Chouriços, chouriças e morcelas

Notícias Magazine

Em tempo de frio e de matança, a altura é propícia aos bons cozidos, assados e petiscos diversos, a partir de enchidos de carne de porco e produtos afins. Têm história longa, na mesa e na vida das gentes portuguesas.

Recebem por vezes nomes dife­rentes e, quando os vamos pro­var, percebemos tratar-se apenas de regionalismos, ou pouco mais; são uma e a mesma coisa, em muitos casos. No tempo em que o invólucro dos enchi­dos era necessariamente orgânico – ho­je, a indústria emprega uma película sin­tética –, o nome chouriça vivia do facto de ser feita com tripa de carneiro em vez de porco. Há ainda a destacar a linguiça que na linguagem de supermercado passou a significar um chouriço mais fininho, de novo aproximando-se da tripa de carnei­ro.

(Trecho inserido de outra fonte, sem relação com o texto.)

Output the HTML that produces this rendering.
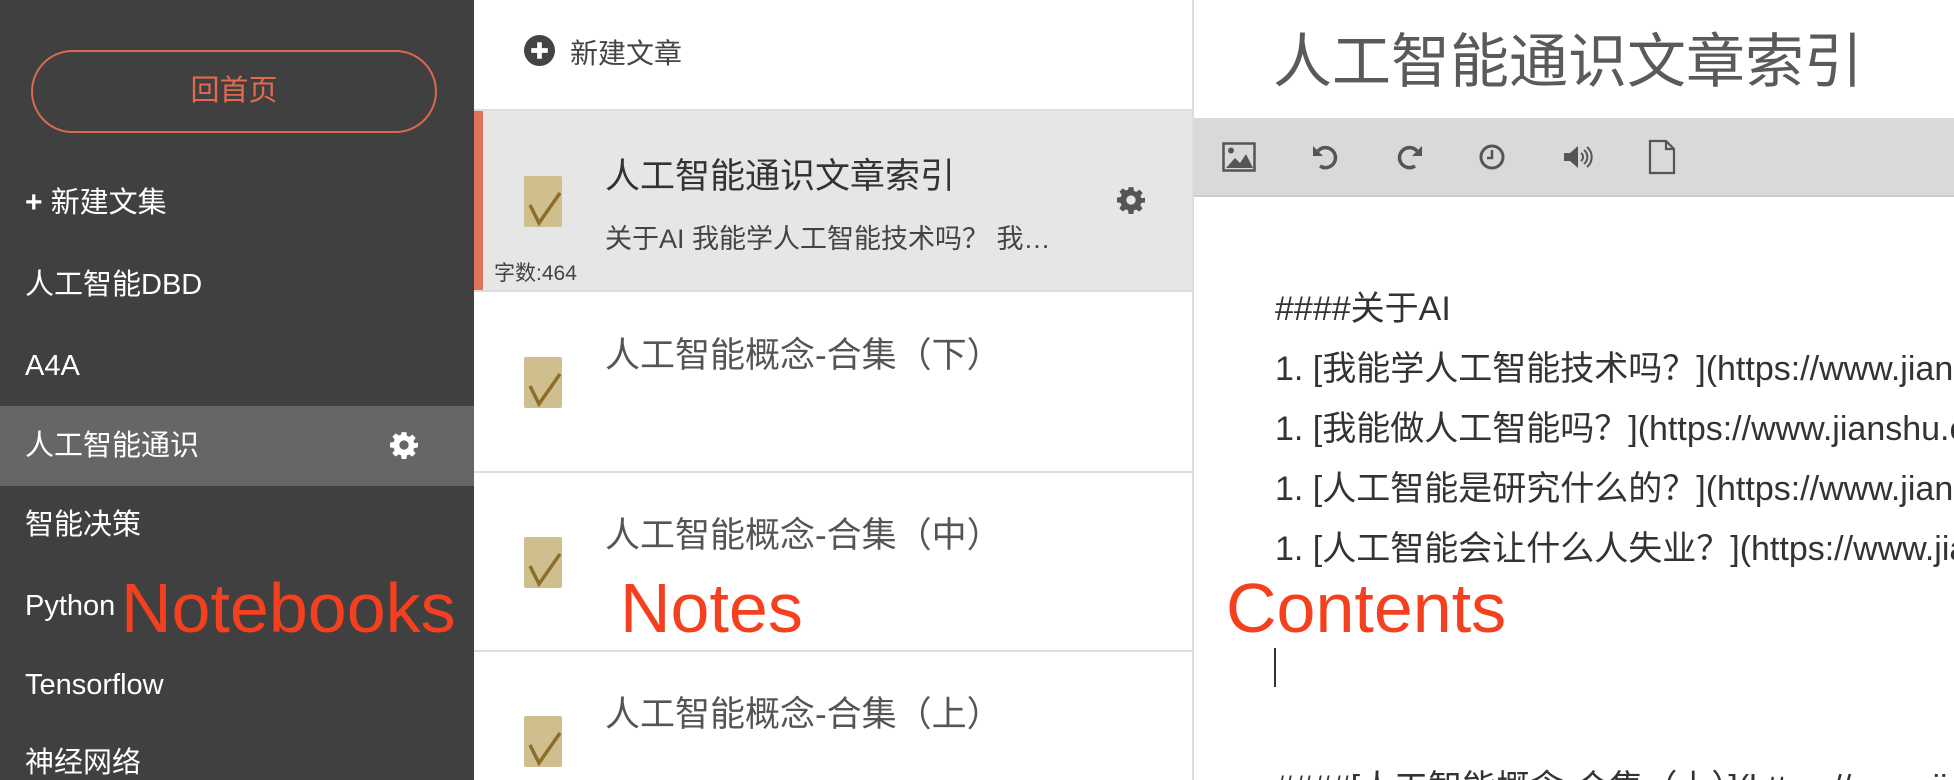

Os pormenores, pequenas diferenças agudizam-se tanto mais quanto mais nos aproximamos do assunto, mas importan­te mesmo é não perdermos a relação com eles; dos nomes tratamos com o conheci­mento que vamos adquirindo. Os chouriços são normalmente feitos a partir de aparas de carnes magras, com algumas gorduras trituradas, normal­mente passadas por massa de pimentão. No Alentejo chamam-lhe linguiça, o que já dá uma ideia do vasto terreno de dúvi­da que espera quem se interesse por co­nhecer mais a fundo o tema. Já a chouri­ça entende-se normalmente como coisa do Norte, com a introdução da vinha–d’alhos em detrimento do pimentão. Carnes mais magras, à maneira do sal­picão, são também mais frequentes. De­liciosa grelhada nas brasas e servida em muitos restaurantes transmontanos, na companhia de alheira. A morcela com­plementa o trio de enchidos que hoje aqui trazemos, e tem ou sangue ou fígado na sua composição, originando a cor escu­ra que normalmente apresenta. É dos três aquele que não deve ser consumido dire­tamente, há que passá-lo pelo calor forte de grelha, forno, ou água.

A tríade de que falamos vale pelos seus produtos isoladamente, mas tem tam­bém lugar importante no seu todo, até com alguns acrescentos regionais. Cor­responde à primeira cozedura e em prin­cípio a única que se faz na água pura e du­ra; a partir daí, deve existir a utilização sucessiva, que transforma a água em ou­ro, no qual se coze finalmente as couves. O nosso cozido à portuguesa, erradamen­te assumido como prato nacional quando é eminentemente regional, contém uma assinatura local indelével no capítulo dos enchidos. Há que recuperar a ideia de proximidade para entender este aspe­to na plenitude, porque sempre que, co­mo infelizmente acontece na nossa res­tauração, colocamos um enchido, carne ou legume de cada proveniência na mes­ma panela, estamos a desvirtuar o co­zido. Ele deve ser reflexo direto, senão espelho, do que localmente cada lugar produz. Em causa está também a repe­tibilidade do cozido. Um bom cozido ex­prime sobretudo a validade culinária de uma região. Está visto que há pelo menos assunto para desbravar!